L’un des enjeux majeurs réside dans la participation électorale. L’opposition, en grande partie exclue ou en exil, a appelé au boycott du scrutin, dénonçant une « mascarade électorale ». Dans un pays où l’abstention a souvent été perçue comme un acte de défiance politique, le taux de mobilisation sera scruté de près par les observateurs internationaux, absents pour la plupart à la suite de désaccords avec la Commission électorale nationale indépendante (CENI).

Les autorités assurent que les dispositions logistiques et sécuritaires sont « totalement garanties », avec la fermeture des frontières terrestres et aériennes, et la mobilisation de 20 000 agents de sécurité.

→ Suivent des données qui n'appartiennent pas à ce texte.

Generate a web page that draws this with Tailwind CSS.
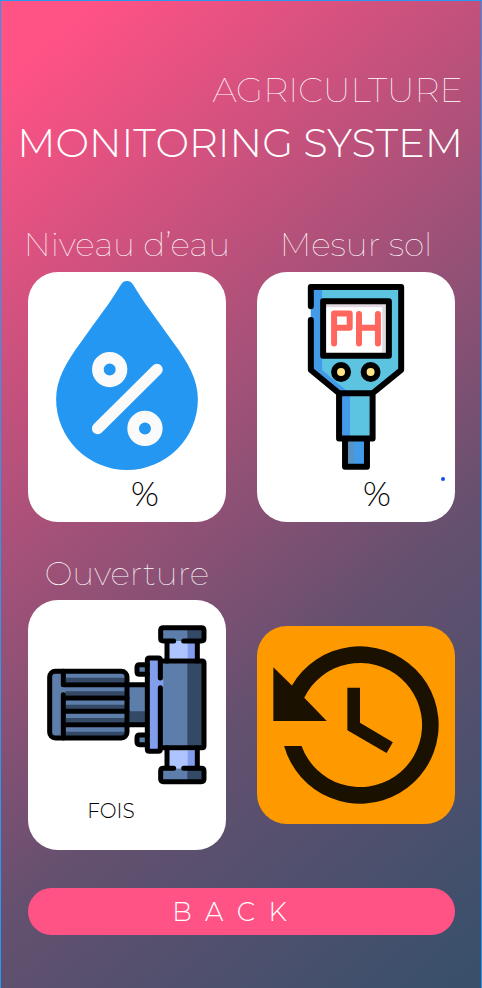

Mais au-delà de la stabilité du jour du vote, c’est la légitimité du processus que la Guinée joue sur la scène internationale.

Un scrutin aux répercussions régionales

Cette élection dépasse le seul cadre guinéen. Elle sera observée de près par les autres États de la région, notamment ceux de l’Alliance des États du Sahel (AES), réunissant depuis le 16 septembre 2023 le Mali, le Burkina Faso et le Niger, où la question du retour au pouvoir civil se pose également. Une victoire du général Doumbouya pourrait reconfigurer le jeu politique en Afrique de l’Ouest.

Quatre ans après avoir renversé Alpha Condé au nom de la démocratie et de la refondation de l’État, le général Mamadi Doumbouya joue une partie décisive. Si son élection ne fait guère de doute, sa capacité à gouverner un pays profondément divisé et économiquement fragile demeure incertaine.

Pour la Guinée, le scrutin de ce dimanche ne décidera peut-être pas seulement d’un président. Il dira surtout si le pays est capable de renouer avec une véritable vie démocratique – ou s’il s’installe durablement dans une nouvelle ère de présidentialisme militaire.